Task: Output each entry that follows exactly. Images stay out.

Material shown:
____

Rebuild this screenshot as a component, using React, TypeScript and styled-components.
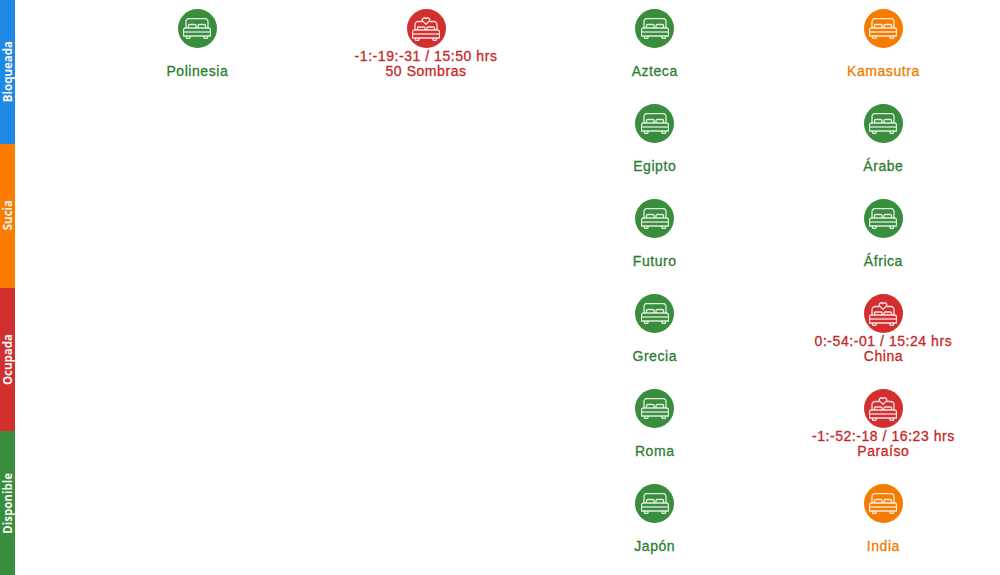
import { createGlobalStyle, styled } from 'styled-components'

type Status = 'free' | 'dirty' | 'busy'

type Room = {
  name: string
  status: Status
  time?: string
}

const colors: Record<Status, string> = {
  free: '#388e3c',
  dirty: '#f57c00',
  busy: '#d32f2f',
}

const textColors: Record<Status, string> = {
  free: '#2e7d32',
  dirty: '#ef7c00',
  busy: '#c62828',
}

const legend = [
  { label: 'Bloqueada', color: '#1e88e5' },
  { label: 'Sucia', color: '#fb7d00' },
  { label: 'Ocupada', color: '#d32f2f' },
  { label: 'Disponible', color: '#388e3c' },
]

const columns: Room[][] = [
  [{ name: 'Polinesia', status: 'free' }],
  [{ name: '50 Sombras', status: 'busy', time: '-1:-19:-31 / 15:50 hrs' }],
  [
    { name: 'Azteca', status: 'free' },
    { name: 'Egipto', status: 'free' },
    { name: 'Futuro', status: 'free' },
    { name: 'Grecia', status: 'free' },
    { name: 'Roma', status: 'free' },
    { name: 'Japón', status: 'free' },
  ],
  [
    { name: 'Kamasutra', status: 'dirty' },
    { name: 'Árabe', status: 'free' },
    { name: 'África', status: 'free' },
    { name: 'China', status: 'busy', time: '0:-54:-01 / 15:24 hrs' },
    { name: 'Paraíso', status: 'busy', time: '-1:-52:-18 / 16:23 hrs' },
    { name: 'India', status: 'dirty' },
  ],
]

function BedIcon({ heart }: { heart: boolean }) {
  if (heart) {
    return (
      <svg width="28" height="25" viewBox="0 0 28 25" fill="none" stroke="#fff" strokeOpacity="0.85" strokeWidth="1.3" strokeLinejoin="round">
        <path d="M3 14V8.500a3 3 0 0 1 3-3h4.500M25 14V8.500a3 3 0 0 0-3-3h-4.500" />
        <path d="M14 8.300l-3.200-3.200a2 2 0 0 1 3.200-2.500 2 2 0 0 1 3.200 2.500z" />
        <path d="M5.500 14v-2a1 1 0 0 1 1-1h5.500a1 1 0 0 1 1 1v2M15 14v-2a1 1 0 0 1 1-1h5.500a1 1 0 0 1 1 1v2" />
        <path d="M2.500 14h23a2 2 0 0 1 2 2v6H.5v-6a2 2 0 0 1 2-2z" />
        <path d="M.5 18h27" />
        <path d="M3.500 22v1.500a1 1 0 0 0 1 1h1.500a1 1 0 0 0 1-1V22M21 22v1.500a1 1 0 0 0 1 1h1.500a1 1 0 0 0 1-1V22" />
      </svg>
    )
  }
  return (
    <svg width="28" height="21" viewBox="0 0 28 21" fill="none" stroke="#fff" strokeOpacity="0.85" strokeWidth="1.3" strokeLinejoin="round">
      <path d="M3 10V3.500a3 3 0 0 1 3-3h16a3 3 0 0 1 3 3V10" />
      <path d="M5.500 10V7.500a1 1 0 0 1 1-1h5.500a1 1 0 0 1 1 1V10M15 10V7.500a1 1 0 0 1 1-1h5.500a1 1 0 0 1 1 1V10" />
      <path d="M2.500 10h23a2 2 0 0 1 2 2v6H.5v-6a2 2 0 0 1 2-2z" />
      <path d="M.5 14h27" />
      <path d="M3.500 18v1.500a1 1 0 0 0 1 1h1.500a1 1 0 0 0 1-1V18M21 18v1.500a1 1 0 0 0 1 1h1.500a1 1 0 0 0 1-1V18" />
    </svg>
  )
}

export default function App() {
  return (
    <>
      <GlobalStyle />
      <Page>
        <Sidebar>
          {legend.map((item) => (
            <LegendItem key={item.label} $color={item.color}>
              <LegendText>{item.label}</LegendText>
            </LegendItem>
          ))}
        </Sidebar>
        <Board>
          {columns.map((rooms, i) => (
            <Column key={i}>
              {rooms.map((room) => (
                <Cell key={room.name} $color={textColors[room.status]}>
                  <Circle $color={colors[room.status]}>
                    <BedIcon heart={room.status === 'busy'} />
                  </Circle>
                  <Time>{room.time}</Time>
                  <Name>{room.name}</Name>
                </Cell>
              ))}
            </Column>
          ))}
        </Board>
      </Page>
    </>
  )
}

const GlobalStyle = createGlobalStyle`
  html, body {
    margin: 0;
    padding: 0;
    background: #fff;
  }
`

const Page = styled.div`
  display: flex;
  width: 1000px;
  height: 575px;
  overflow: hidden;
`

const Sidebar = styled.div`
  display: flex;
  flex-direction: column;
  width: 15px;
  height: 575px;
  flex-shrink: 0;
`

const LegendItem = styled.div<{ $color: string }>`
  flex: 1;
  display: flex;
  align-items: center;
  justify-content: center;
  background: ${(p) => p.$color};
`

const LegendText = styled.span`
  writing-mode: vertical-rl;
  transform: rotate(180deg);
  font-family: 'Open Sans', sans-serif;
  font-size: 11.5px;
  font-weight: 700;
  line-height: 14px;
  color: #f4f4f4;
`

const Board = styled.div`
  flex: 1;
  display: grid;
  grid-template-columns: repeat(4, 228.7px);
  padding-left: 68px;
`

const Column = styled.div`
  display: flex;
  flex-direction: column;
`

const Cell = styled.div<{ $color: string }>`
  display: flex;
  flex-direction: column;
  align-items: center;
  height: 95px;
  padding-top: 9px;
  box-sizing: border-box;
  font-family: 'Liberation Sans', Arial, sans-serif;
  font-size: 14px;
  letter-spacing: 0.55px;
  -webkit-text-stroke: 0.3px currentColor;
  line-height: 15px;
  color: ${(p) => p.$color};
`

const Circle = styled.div<{ $color: string }>`
  display: flex;
  align-items: center;
  justify-content: center;
  width: 39px;
  height: 39px;
  border-radius: 50%;
  background: ${(p) => p.$color};
`

const Time = styled.div`
  height: 15px;
  margin-top: 1px;
  white-space: nowrap;
`

const Name = styled.div`
  white-space: nowrap;
`
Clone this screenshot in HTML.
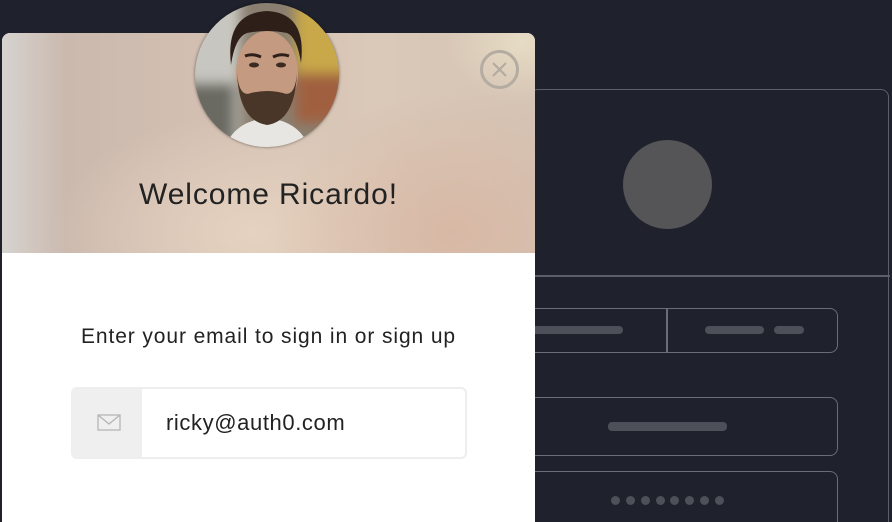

____

Written answer:
Rebuild this screenshot as a component, using React, TypeScript and styled-components.
import { createGlobalStyle, styled } from 'styled-components'

type Status = 'free' | 'dirty' | 'busy'

type Room = {
  name: string
  status: Status
  time?: string
}

const colors: Record<Status, string> = {
  free: '#388e3c',
  dirty: '#f57c00',
  busy: '#d32f2f',
}

const textColors: Record<Status, string> = {
  free: '#2e7d32',
  dirty: '#ef7c00',
  busy: '#c62828',
}

const legend = [
  { label: 'Bloqueada', color: '#1e88e5' },
  { label: 'Sucia', color: '#fb7d00' },
  { label: 'Ocupada', color: '#d32f2f' },
  { label: 'Disponible', color: '#388e3c' },
]

const columns: Room[][] = [
  [{ name: 'Polinesia', status: 'free' }],
  [{ name: '50 Sombras', status: 'busy', time: '-1:-19:-31 / 15:50 hrs' }],
  [
    { name: 'Azteca', status: 'free' },
    { name: 'Egipto', status: 'free' },
    { name: 'Futuro', status: 'free' },
    { name: 'Grecia', status: 'free' },
    { name: 'Roma', status: 'free' },
    { name: 'Japón', status: 'free' },
  ],
  [
    { name: 'Kamasutra', status: 'dirty' },
    { name: 'Árabe', status: 'free' },
    { name: 'África', status: 'free' },
    { name: 'China', status: 'busy', time: '0:-54:-01 / 15:24 hrs' },
    { name: 'Paraíso', status: 'busy', time: '-1:-52:-18 / 16:23 hrs' },
    { name: 'India', status: 'dirty' },
  ],
]

function BedIcon({ heart }: { heart: boolean }) {
  if (heart) {
    return (
      <svg width="28" height="25" viewBox="0 0 28 25" fill="none" stroke="#fff" strokeOpacity="0.85" strokeWidth="1.3" strokeLinejoin="round">
        <path d="M3 14V8.500a3 3 0 0 1 3-3h4.500M25 14V8.500a3 3 0 0 0-3-3h-4.500" />
        <path d="M14 8.300l-3.200-3.200a2 2 0 0 1 3.200-2.500 2 2 0 0 1 3.200 2.500z" />
        <path d="M5.500 14v-2a1 1 0 0 1 1-1h5.500a1 1 0 0 1 1 1v2M15 14v-2a1 1 0 0 1 1-1h5.500a1 1 0 0 1 1 1v2" />
        <path d="M2.500 14h23a2 2 0 0 1 2 2v6H.5v-6a2 2 0 0 1 2-2z" />
        <path d="M.5 18h27" />
        <path d="M3.500 22v1.500a1 1 0 0 0 1 1h1.500a1 1 0 0 0 1-1V22M21 22v1.500a1 1 0 0 0 1 1h1.500a1 1 0 0 0 1-1V22" />
      </svg>
    )
  }
  return (
    <svg width="28" height="21" viewBox="0 0 28 21" fill="none" stroke="#fff" strokeOpacity="0.85" strokeWidth="1.3" strokeLinejoin="round">
      <path d="M3 10V3.500a3 3 0 0 1 3-3h16a3 3 0 0 1 3 3V10" />
      <path d="M5.500 10V7.500a1 1 0 0 1 1-1h5.500a1 1 0 0 1 1 1V10M15 10V7.500a1 1 0 0 1 1-1h5.500a1 1 0 0 1 1 1V10" />
      <path d="M2.500 10h23a2 2 0 0 1 2 2v6H.5v-6a2 2 0 0 1 2-2z" />
      <path d="M.5 14h27" />
      <path d="M3.500 18v1.500a1 1 0 0 0 1 1h1.500a1 1 0 0 0 1-1V18M21 18v1.500a1 1 0 0 0 1 1h1.500a1 1 0 0 0 1-1V18" />
    </svg>
  )
}

export default function App() {
  return (
    <>
      <GlobalStyle />
      <Page>
        <Sidebar>
          {legend.map((item) => (
            <LegendItem key={item.label} $color={item.color}>
              <LegendText>{item.label}</LegendText>
            </LegendItem>
          ))}
        </Sidebar>
        <Board>
          {columns.map((rooms, i) => (
            <Column key={i}>
              {rooms.map((room) => (
                <Cell key={room.name} $color={textColors[room.status]}>
                  <Circle $color={colors[room.status]}>
                    <BedIcon heart={room.status === 'busy'} />
                  </Circle>
                  <Time>{room.time}</Time>
                  <Name>{room.name}</Name>
                </Cell>
              ))}
            </Column>
          ))}
        </Board>
      </Page>
    </>
  )
}

const GlobalStyle = createGlobalStyle`
  html, body {
    margin: 0;
    padding: 0;
    background: #fff;
  }
`

const Page = styled.div`
  display: flex;
  width: 1000px;
  height: 575px;
  overflow: hidden;
`

const Sidebar = styled.div`
  display: flex;
  flex-direction: column;
  width: 15px;
  height: 575px;
  flex-shrink: 0;
`

const LegendItem = styled.div<{ $color: string }>`
  flex: 1;
  display: flex;
  align-items: center;
  justify-content: center;
  background: ${(p) => p.$color};
`

const LegendText = styled.span`
  writing-mode: vertical-rl;
  transform: rotate(180deg);
  font-family: 'Open Sans', sans-serif;
  font-size: 11.5px;
  font-weight: 700;
  line-height: 14px;
  color: #f4f4f4;
`

const Board = styled.div`
  flex: 1;
  display: grid;
  grid-template-columns: repeat(4, 228.7px);
  padding-left: 68px;
`

const Column = styled.div`
  display: flex;
  flex-direction: column;
`

const Cell = styled.div<{ $color: string }>`
  display: flex;
  flex-direction: column;
  align-items: center;
  height: 95px;
  padding-top: 9px;
  box-sizing: border-box;
  font-family: 'Liberation Sans', Arial, sans-serif;
  font-size: 14px;
  letter-spacing: 0.55px;
  -webkit-text-stroke: 0.3px currentColor;
  line-height: 15px;
  color: ${(p) => p.$color};
`

const Circle = styled.div<{ $color: string }>`
  display: flex;
  align-items: center;
  justify-content: center;
  width: 39px;
  height: 39px;
  border-radius: 50%;
  background: ${(p) => p.$color};
`

const Time = styled.div`
  height: 15px;
  margin-top: 1px;
  white-space: nowrap;
`

const Name = styled.div`
  white-space: nowrap;
`
Clone this screenshot in HTML.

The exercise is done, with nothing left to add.